Our universe is actually really simple, it's just our cosmological theories that are getting needlessly complex, argues one of the world's leading theoretical physicists.
This conclusion may sound counter-intuitive; after all, to fully understand the true complexities of Nature, you need to think bigger, study things on finer and finer scales, add new variables to equations, and think up "new" and "exotic" physics. Eventually we'll discover what dark matter is; eventually we'll gain a grasp of where those gravitational waves are hiding – if only our theoretical models were more advanced and more... complex.
Not so, says Neil Turok, Director of the Perimeter Institute of Theoretical Physics in Ontario, Canada. By Turok's rationale, if anything, the universe, on its largest and smallest scales, is telling us that it is actually amazingly simple. But to fully grasp what this means, we'll need a revolution in physics.
In an interview with Discovery News, Turok pointed out that the biggest discoveries of the last few decades have confirmed the structure of the universe on cosmological and quantum scales.

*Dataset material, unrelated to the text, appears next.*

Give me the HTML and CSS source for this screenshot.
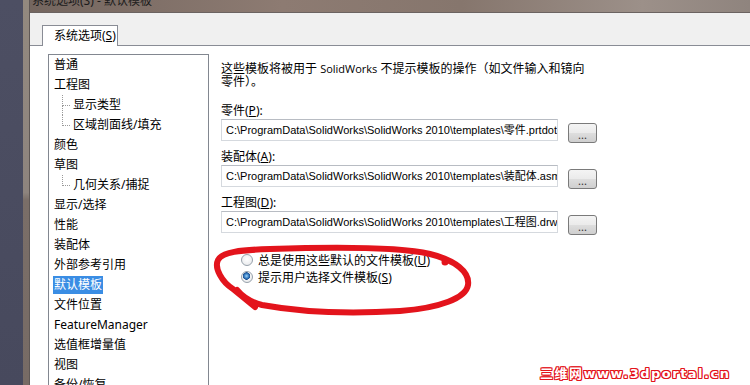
FILE: index.html
```html
<!DOCTYPE html>
<html>

<head>
    <link rel="stylesheet" href="styles.css">
</head>

<body>

    <div class="screen">
        <div class="desk"></div>
        <div class="frame"></div>

        <div class="window">
            <div class="titlebar"><span class="title">系统选项(S) - 默认模板</span></div>

            <div class="dialog">
                <div class="tabs">
                    <div class="tab">系统选项(<u>S</u>)</div>
                </div>

                <div class="panel">
                    <ul class="tree">
                        <li>普通</li>
                        <li>工程图</li>
                        <li class="sub more">显示类型</li>
                        <li class="sub">区域剖面线/填充</li>
                        <li>颜色</li>
                        <li>草图</li>
                        <li class="sub">几何关系/捕捉</li>
                        <li>显示/选择</li>
                        <li>性能</li>
                        <li>装配体</li>
                        <li>外部参考引用</li>
                        <li><span class="selected">默认模板</span></li>
                        <li>文件位置</li>
                        <li>FeatureManager</li>
                        <li>选值框增量值</li>
                        <li>视图</li>
                        <li>备份/恢复</li>
                    </ul>

                    <div class="content">
                        <p class="desc">这些模板将被用于 <span class="latin">SolidWorks</span> 不提示模板的操作（如文件输入和镜向<br>零件）。</p>

                        <div class="field first">
                            <div class="label">零件(<u>P</u>):</div>
                            <div class="row">
                                <div class="path">C:\ProgramData\SolidWorks\SolidWorks 2010\templates\零件.prtdot</div>
                                <button class="browse">...</button>
                            </div>
                        </div>
                        <div class="field">
                            <div class="label">装配体(<u>A</u>):</div>
                            <div class="row">
                                <div class="path">C:\ProgramData\SolidWorks\SolidWorks 2010\templates\装配体.asmdot</div>
                                <button class="browse">...</button>
                            </div>
                        </div>
                        <div class="field">
                            <div class="label">工程图(<u>D</u>):</div>
                            <div class="row">
                                <div class="path">C:\ProgramData\SolidWorks\SolidWorks 2010\templates\工程图.drwdot</div>
                                <button class="browse">...</button>
                            </div>
                        </div>

                        <div class="options">
                            <div class="option"><span class="radio"></span><span>总是使用这些默认的文件模板(<u>U</u>)</span></div>
                            <div class="option"><span class="radio checked"></span><span>提示用户选择文件模板(<u>S</u>)</span></div>
                        </div>
                    </div>
                </div>
            </div>
        </div>

        <svg class="scribble" width="750" height="385" viewBox="0 0 750 385">
            <path d="M 255 307 L 233 289 C 222 282, 214 268, 218 260 C 222 252, 240 250, 270 249 C 330 247, 400 247, 430 254 C 455 260, 470 272, 468 285 C 466 298, 440 308, 400 311 C 350 314, 300 312, 262 305 C 250 302, 242 296, 237 290"
                fill="none" stroke="#e3141c" stroke-width="6" stroke-linecap="round" stroke-linejoin="round" />
            <circle cx="445" cy="262" r="3.5" fill="#e3141c" />
        </svg>

        <div class="watermark">三维网www.3dportal.cn</div>
    </div>

</body>

</html>
```

FILE: styles.css
```css
body {
    margin: 0;
    font-family: "Noto Sans", "Noto Sans CJK SC", sans-serif;
    font-size: 12px;
    color: #000;
}

.screen {
    position: relative;
    display: flex;
    width: 750px;
    height: 385px;
    overflow: hidden;
}

.desk {
    width: 23px;
    background: linear-gradient(180deg, #4d4f63, #47495d);
}

.frame {
    width: 6px;
    background: linear-gradient(180deg, #93897f 0%, #8e847e 50%, #7a6e68 52%, #776b65 100%);
    border-right: 1px solid #5f5856;
}

.window {
    flex: 1;
    min-height: 0;
    display: flex;
    flex-direction: column;
    overflow: hidden;
}

.titlebar {
    flex: none;
    height: 12px;
    overflow: hidden;
    background: linear-gradient(90deg, #74665f, #8d7b72 35%, #86766d 60%, #9c9089 85%, #8f847e);
    border-bottom: 1px solid #6b6361;
}

.title {
    display: block;
    margin-top: -7px;
    padding-left: 2px;
    line-height: 16px;
    color: #1c1c1c;
}

.dialog {
    flex: 1;
    min-height: 0;
    display: flex;
    flex-direction: column;
    background-color: #f0f0f0;
    padding-top: 12px;
}

.tabs {
    flex: none;
    display: flex;
    padding-left: 12px;
}

.tab {
    position: relative;
    z-index: 1;
    width: 76px;
    height: 21px;
    margin-bottom: -1px;
    padding-left: 11px;
    box-sizing: border-box;
    line-height: 20px;
    background-color: #fff;
    border: 1px solid #898c95;
    border-bottom: none;
}

u {
    text-decoration: underline;
}

.panel {
    flex: 1;
    min-height: 0;
    display: flex;
    padding: 8px 0 0 18px;
    background-color: #fff;
    border-top: 1px solid #898c95;
}

.tree {
    flex: none;
    width: 161px;
    box-sizing: border-box;
    margin: 0;
    padding: 0;
    list-style-type: none;
    border: 1px solid #828790;
    border-bottom: none;
}

.tree li {
    position: relative;
    height: 20px;
    line-height: 20px;
    padding-left: 5px;
    white-space: nowrap;
}

.tree li.sub {
    padding-left: 24px;
}

.tree li.sub::before {
    content: "";
    position: absolute;
    left: 13px;
    top: 0;
    width: 7px;
    height: 10px;
    border-left: 1px dotted #9a9a9a;
    border-bottom: 1px dotted #9a9a9a;
}

.tree li.more::after {
    content: "";
    position: absolute;
    left: 13px;
    top: 10px;
    height: 10px;
    border-left: 1px dotted #9a9a9a;
}

.selected {
    display: inline-block;
    height: 18px;
    line-height: 18px;
    margin-left: -1px;
    padding: 0 1px;
    color: #fff;
    background-color: #3a8de4;
}

.content {
    margin-left: 12px;
    padding-top: 8px;
}

.desc {
    margin: 0;
    line-height: 13px;
}

.latin {
    font-family: "Open Sans", sans-serif;
    font-size: 11px;
}

.field {
    margin-top: 6px;
}

.field.first {
    margin-top: 15px;
}

.label {
    line-height: 16px;
}

.row {
    display: flex;
    align-items: flex-start;
}

.path {
    width: 337px;
    height: 22px;
    box-sizing: border-box;
    padding-left: 4px;
    line-height: 20px;
    font-family: "Liberation Sans", "Noto Sans CJK SC", sans-serif;
    font-size: 11px;
    white-space: nowrap;
    overflow: hidden;
    border: 1px solid #d5d9de;
    border-top-color: #b8bcc3;
}

.browse {
    width: 29px;
    height: 20px;
    margin: 4px 0 0 10px;
    padding: 4px 0 0;
    font-family: "Noto Sans", sans-serif;
    font-size: 11px;
    line-height: 12px;
    color: #333;
    border: 1px solid #7a7a7a;
    border-radius: 3px;
    background: linear-gradient(180deg, #f4f4f4 0%, #ebebeb 48%, #dddddd 52%, #cfcfcf 100%);
}

.options {
    margin-top: 16px;
    padding-left: 20px;
}

.option {
    display: flex;
    align-items: center;
    height: 17px;
    gap: 5px;
}

.radio {
    width: 12px;
    height: 12px;
    box-sizing: border-box;
    border-radius: 50%;
    border: 1px solid #97a1ab;
    background: radial-gradient(circle at 50% 40%, #ffffff, #e4e6e9);
}

.radio.checked {
    background: radial-gradient(circle at 45% 40%, #9fd0f5 0, #3f86c8 2px, #1a4f92 3.5px, #f4f4f4 4px, #dfe2e6 100%);
}

.scribble {
    position: absolute;
    left: 0;
    top: 0;
    pointer-events: none;
}

.watermark {
    position: absolute;
    left: 540px;
    top: 363px;
    font-family: "DejaVu Sans", "Noto Sans CJK SC", sans-serif;
    font-weight: bold;
    font-size: 13px;
    letter-spacing: 1.5px;
    color: #fff;
    text-shadow: 1px 0 #e3141c, -1px 0 #e3141c, 0 1px #e3141c, 0 -1px #e3141c,
        1px 1px #e3141c, -1px -1px #e3141c, 1px -1px #e3141c, -1px 1px #e3141c;
}
```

"On the largest scales, we've mapped the whole sky -- the cosmic microwave background -- and measured the evolution of the universe, the way it's changing, the way it's expanding ... and these discoveries reveal that the universe is astonishingly simple," he said. "In other words you can describe the structure of the universe, its geometry, and the density of matter ... you can essentially describe all that with just one number."
The most fascinating outcome of this reasoning is that to describe the universe's geometry with one number, it is actually simpler than the numerical description of the simplest atom we know -- the hydrogen atom. The hydrogen atom's geometry is described by 3 numbers, which arise from the quantum characteristics of an electron in orbit around a proton.

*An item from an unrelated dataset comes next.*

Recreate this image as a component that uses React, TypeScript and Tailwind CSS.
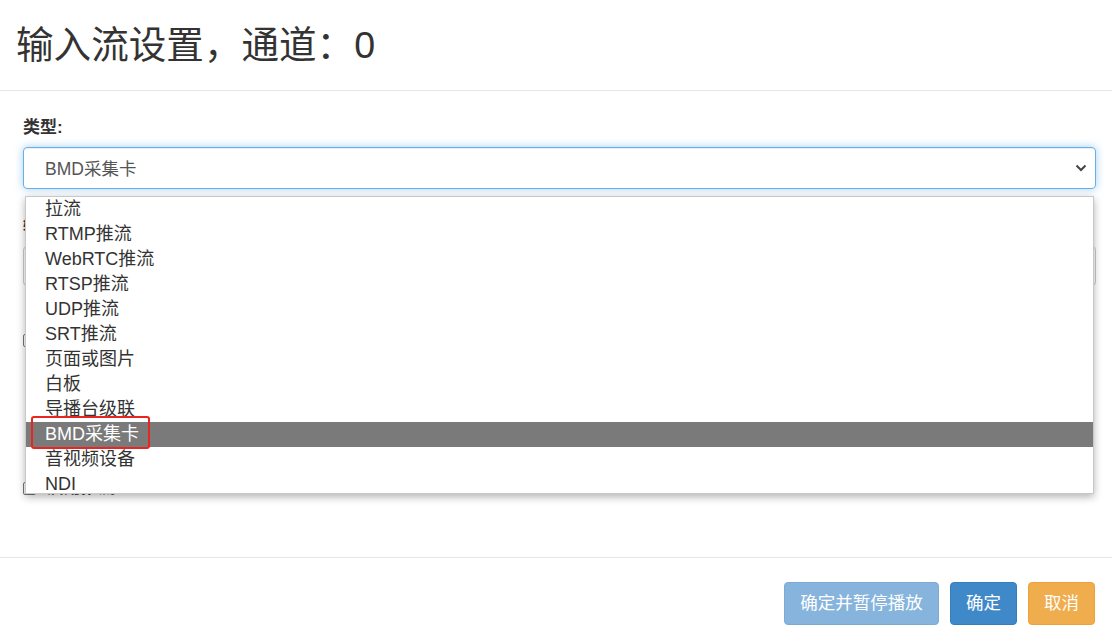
import React from "react";

const items = [
  "拉流",
  "RTMP推流",
  "WebRTC推流",
  "RTSP推流",
  "UDP推流",
  "SRT推流",
  "页面或图片",
  "白板",
  "导播台级联",
  "BMD采集卡",
  "音视频设备",
  "NDI",
];

export default function App() {
  return (
    <div
      className="w-[1112px] h-[641px] bg-white text-[#333] flex flex-col overflow-hidden"
      style={{ fontFamily: '"Liberation Sans", "Noto Sans CJK SC", sans-serif' }}
    >
      {/* header */}
      <div className="h-[91px] shrink-0 border-b border-[#e5e5e5] flex items-center pl-[16px] pt-[2px]">
        <h4 className="text-[37.6px] leading-none text-[#333] font-normal">输入流设置，通道：0</h4>
      </div>

      {/* body */}
      <div className="relative h-[466px] shrink-0 pl-[23px] pr-[16px] pt-[26px]">
        <label className="block text-[17px] font-bold leading-[22px] text-[#333]">类型:</label>
        <div className="relative mt-[8px] h-[42px] rounded-[4px] border border-[#66afe9] shadow-[inset_0_1px_1px_rgba(0,0,0,0.075),0_0_8px_rgba(102,175,233,0.6)] flex items-center pl-[21px] pr-[12px] pt-[2px]">
          <span className="text-[17.5px] text-[#555]">BMD采集卡</span>
          <svg className="absolute right-[8px] top-[15px]" width="12" height="10" viewBox="0 0 12 10">
            <path d="M1.5 2.5 L6 7 L10.5 2.5" fill="none" stroke="#444" strokeWidth="2" />
          </svg>
        </div>

        {/* hidden fields behind dropdown */}
        <label className="block mt-[27px] text-[14px] font-bold leading-[20px] text-[#333]">输入源:</label>
        <div className="mt-[10px] h-[40px] rounded-[4px] border border-[#ccc]"></div>
        <div className="mt-[44px] flex items-center gap-[8px]">
          <span className="w-[13px] h-[13px] border border-[#777] rounded-[2px]"></span>
          <span className="text-[14px] font-bold">自动重连</span>
        </div>
        <div className="mt-[128px] flex items-center gap-[11px]">
          <span className="w-[13px] h-[13px] border border-[#777] rounded-[2px]"></span>
          <span className="text-[17px] font-bold leading-[18px]">启用推流</span>
        </div>

        {/* dropdown list */}
        <div className="absolute left-[25px] top-[105px] w-[1069px] h-[298px] bg-white border border-[#c8c8c8] shadow-[0_3px_8px_rgba(0,0,0,0.3)] overflow-hidden">
          {items.map((it) => {
            const sel = it === "BMD采集卡";
            return (
              <div
                key={it}
                className={
                  sel
                    ? "h-[25px] leading-[25px] pl-[19px] text-[18px] bg-[#7a7a7a] text-white"
                    : "h-[25px] leading-[25px] pl-[19px] text-[18px] text-[#333]"
                }
              >
                {it}
              </div>
            );
          })}
        </div>
        {/* red highlight */}
        <div className="absolute left-[31px] top-[325px] w-[119px] h-[33px] border-[2.5px] border-[#e8251f] rounded-[3px]"></div>
      </div>

      {/* footer */}
      <div className="flex-1 border-t border-[#e5e5e5] flex justify-end items-start pt-[24px] pr-[17px] gap-[11px]">
        <button className="w-[155px] h-[43px] rounded-[4px] bg-[#86b4dd] border border-[#7aaad6] text-white text-[17.5px]">
          确定并暂停播放
        </button>
        <button className="w-[67px] h-[43px] rounded-[4px] bg-[#3f89c9] border border-[#357ebd] text-white text-[17.5px]">
          确定
        </button>
        <button className="w-[67px] h-[43px] rounded-[4px] bg-[#f0ad4e] border border-[#eea236] text-white text-[17.5px]">
          取消
        </button>
      </div>
    </div>
  );
}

"It basically tells us that the universe is smooth but it has a small level of fluctuation, which this number describes. And that's it. The universe is the simplest thing we know."
From the largest scales to the smallest scales, the universe seems to be "scale-free" -- in other words, no matter what spatial or energy scale you look at, no scale is "special." And this finding actually suggests the universe has a far simpler nature than current theories suggest.
"Yes, it's a crisis, but it's a crisis of the best kind," said Turok.
So, to explain the origins of the universe and come to terms with some of our universe's most perplexing mysteries such as dark matter and dark energy, we may need to look at our cosmos differently. But this will require a revolution in physics understanding, a revolution possibly as historic as Einstein's realization that space and time are one of the same thing when he formulated his theory of general relativity 100 years ago.
"We need a very different view of basic physics. This is the time for radical, new ideas," he concluded, pointing out that this is a great time in human history for young people to get into the field of theoretical physics, as it will be the next generation that will likely transform the way we view the universe.